What if you added a “1” at the beginning of each heading that needed to be in section 1, a “2” before the second section’s headings, and so on. For example:

Sectionhead1

Then what if those numbers could trigger InDesign to color the style differently? and make the number go away automatically so that it looked like this:

Sectionhead3

Cool? So what fiendish feature allows this kind of transformation? Why, grep styles of course! (Is there anything that our superhero friend can’t do?) :)

In this case, I made three character styles: one that set the text red, one that sets it green, and one — my favorite — makes the text disappear (defined as .1 pt tall, 1% horizontal scale, and a color of None). Then I applied it all with these grep styles:

grep styles to apply color

Nothing too fancy here. The first two styles look for the number 1 or 2 at the beginning of the paragraph (and apply the appropriate style to the entire paragraph; the last style looks for any number at the beginning of a paragraph.

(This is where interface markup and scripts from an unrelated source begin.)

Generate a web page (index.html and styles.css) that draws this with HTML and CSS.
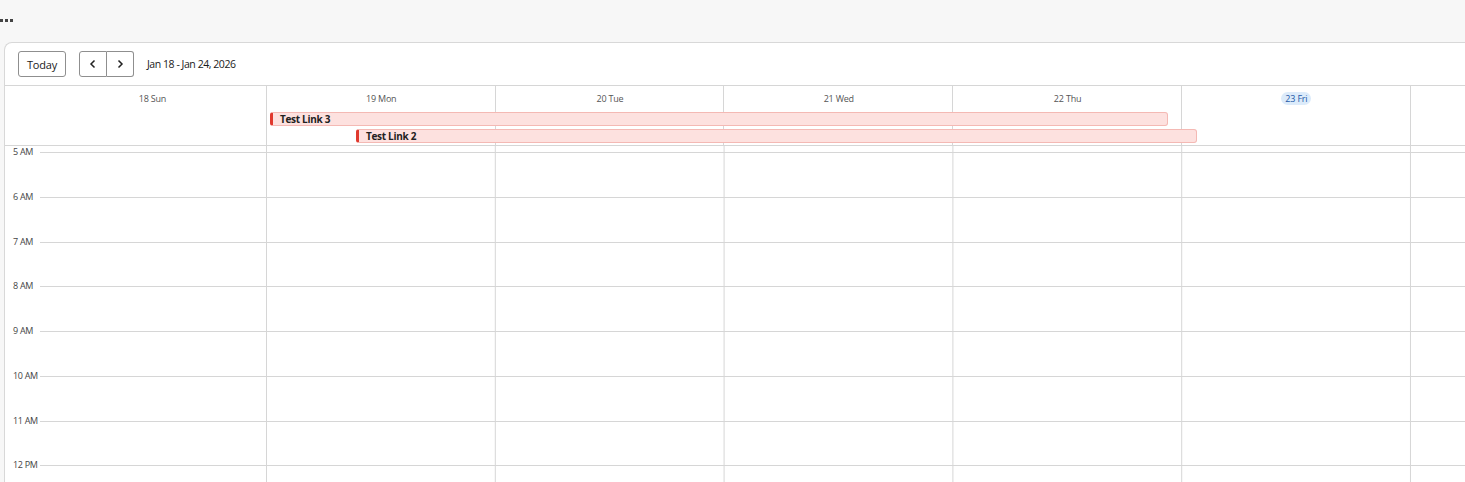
FILE: index.html
```html
<!DOCTYPE html>
<html>
<head>
<meta charset="utf-8">
<link rel="stylesheet" href="styles.css">
</head>
<body>
<div class="topbar"><span class="dots"><i></i><i></i><i></i></span></div>
<div class="card">
  <div class="toolbar">
    <button class="btn today">Today</button>
    <div class="navgroup">
      <button class="btn nav"><svg width="8" height="10" viewBox="0 0 8 10"><path d="M5.5 1.5 2 5l3.5 3.5" fill="none" stroke="#222" stroke-width="1.5"/></svg></button>
      <button class="btn nav"><svg width="8" height="10" viewBox="0 0 8 10"><path d="M2.5 1.5 6 5 2.5 8.5" fill="none" stroke="#222" stroke-width="1.5"/></svg></button>
    </div>
    <span class="range">Jan 18 - Jan 24, 2026</span>
  </div>
  <div class="head">
    <div class="gutter"></div>
    <div class="day first"><span>18 Sun</span></div>
    <div class="day"><span>19 Mon</span></div>
    <div class="day"><span>20 Tue</span></div>
    <div class="day"><span>21 Wed</span></div>
    <div class="day"><span>22 Thu</span></div>
    <div class="day"><span class="now">23 Fri</span></div>
    <div class="day"></div>
    <div class="event" style="top:26px;left:265px;width:898px">Test Link 3</div>
    <div class="event" style="top:43px;left:351px;width:841px">Test Link 2</div>
  </div>
  <div class="body">
    <div class="hour"><span class="lbl">5 AM</span><span class="line"></span></div>
    <div class="hour"><span class="lbl">6 AM</span><span class="line"></span></div>
    <div class="hour"><span class="lbl">7 AM</span><span class="line"></span></div>
    <div class="hour"><span class="lbl">8 AM</span><span class="line"></span></div>
    <div class="hour"><span class="lbl">9 AM</span><span class="line"></span></div>
    <div class="hour"><span class="lbl">10 AM</span><span class="line"></span></div>
    <div class="hour"><span class="lbl">11 AM</span><span class="line"></span></div>
    <div class="hour"><span class="lbl">12 PM</span><span class="line"></span></div>
  </div>
</div>
</body>
</html>
```
FILE: styles.css
```css
html, body { margin: 0; padding: 0; }
body {
  background: #f7f7f7;
  font-family: "Open Sans", "Liberation Sans", sans-serif;
  color: #222;
  width: 1465px;
  height: 482px;
  overflow: hidden;
}
.topbar { height: 42px; }
.dots { display: flex; gap: 2px; padding: 19px 0 0 0; }
.dots i { width: 3px; height: 3px; background: #444; display: block; }
.card {
  margin-left: 4px;
  background: #fff;
  border: 1px solid #d8d8d8;
  border-right: none;
  border-bottom: none;
  border-radius: 8px 0 0 0;
  height: 440px;
  overflow: hidden;
}
.toolbar {
  height: 42px;
  display: flex;
  align-items: center;
  padding-left: 13px;
  box-sizing: border-box;
}
.btn {
  font-family: inherit;
  background: #fff;
  border: 1px solid #8f8f8f;
  border-radius: 3px;
  height: 26px;
  box-sizing: border-box;
  padding: 0;
  color: #222;
  cursor: pointer;
}
.today { width: 48px; font-size: 11px; letter-spacing: -0.2px; }
.navgroup { display: flex; margin-left: 13px; }
.nav { width: 28px; display: flex; align-items: center; justify-content: center; }
.nav:first-child { border-radius: 3px 0 0 3px; }
.nav:last-child { border-radius: 0 3px 3px 0; border-left: none; width: 27px; }
.range { margin-left: 13px; font-size: 10.5px; letter-spacing: -0.45px; color: #1a1a1a; }
.head {
  position: relative;
  display: grid;
  grid-template-columns: 33px repeat(7, 228.8px);
  height: 61px;
  border-top: 1px solid #d6d6d6;
  border-bottom: 1px solid #d6d6d6;
  box-sizing: border-box;
}
.day {
  border-left: 1px solid #d6d6d6;
  margin-left: -1px;
  text-align: center;
  font-size: 9px;
  color: #555;
  padding-top: 6px;
  line-height: 13px;
  letter-spacing: -0.2px;
}
.day.first { border-left: none; margin-left: 0; }
.day span { display: inline-block; padding: 0 3px; }
.day .now {
  background: #dcebfa;
  color: #1f5aa8;
  border-radius: 7px;
  padding: 0 4px;
}
.event {
  position: absolute;
  height: 14px;
  box-sizing: border-box;
  background: #fde1df;
  border: 1px solid #f4b9b4;
  border-left: 3px solid #e0392e;
  border-radius: 3px;
  font-size: 10px;
  font-weight: 700;
  line-height: 12px;
  letter-spacing: -0.3px;
  padding-left: 7px;
  color: #222;
  white-space: nowrap;
}
.body {
  padding-top: 6px;
  background-image: linear-gradient(#fff, #fff), linear-gradient(to right, #d6d6d6 1px, transparent 1px);
  background-size: 40px 100%, 228.8px 100%;
  background-repeat: no-repeat, repeat;
  background-position: 0 0, 261px 0;
  height: 400px;
}
.hour { display: flex; height: 44.75px; }
.lbl {
  width: 35px;
  padding-left: 8px;
  box-sizing: border-box;
  font-size: 9px;
  line-height: 12px;
  color: #444;
  letter-spacing: -0.3px;
  white-space: nowrap;
  transform: translateY(-6px);
}
.line { flex: 1; border-top: 1px solid #d6d6d6; height: 0; }
```
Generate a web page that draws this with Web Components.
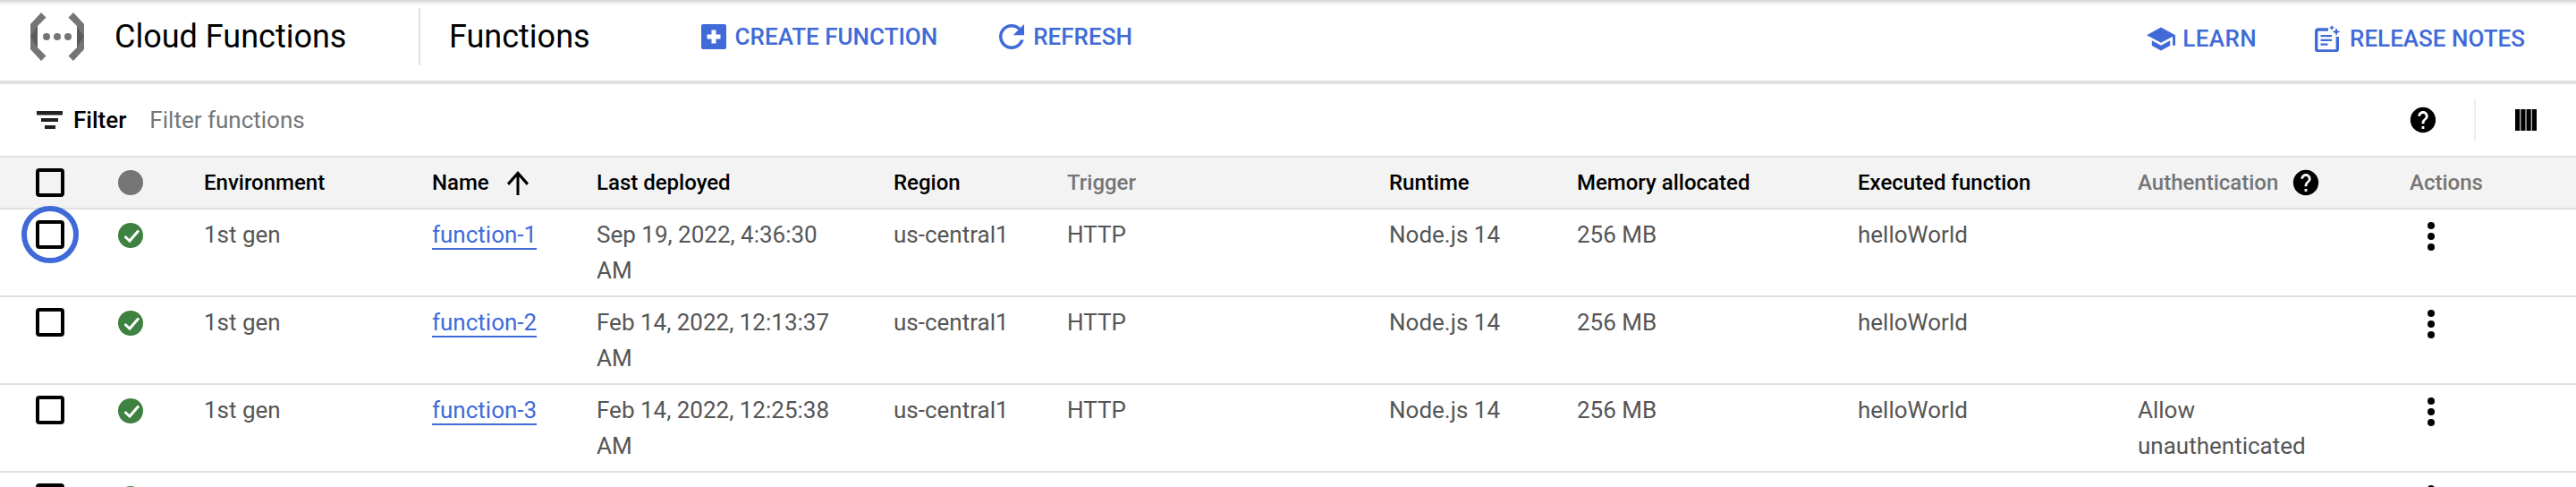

Now, I know that there are plenty of complaints coming as to why this isn’t a good idea, including:

  • Never apply a character style to a whole paragraph: To which I reply, “feh? there is always an exception.”
  • You’ll see the numbers when you export to epub or html: To which I reply, “true, so you’ll need to find a way to strip them out for epub because epub can’t make that text disappear as easily”
  • I don’t want to have to type numbers in front of all the headings: To which I reply, “yeah, that’s a hassle.”

Ultimately, there are no perfect solutions to this workflow problem, but I hope this alternative may be helpful to some of you.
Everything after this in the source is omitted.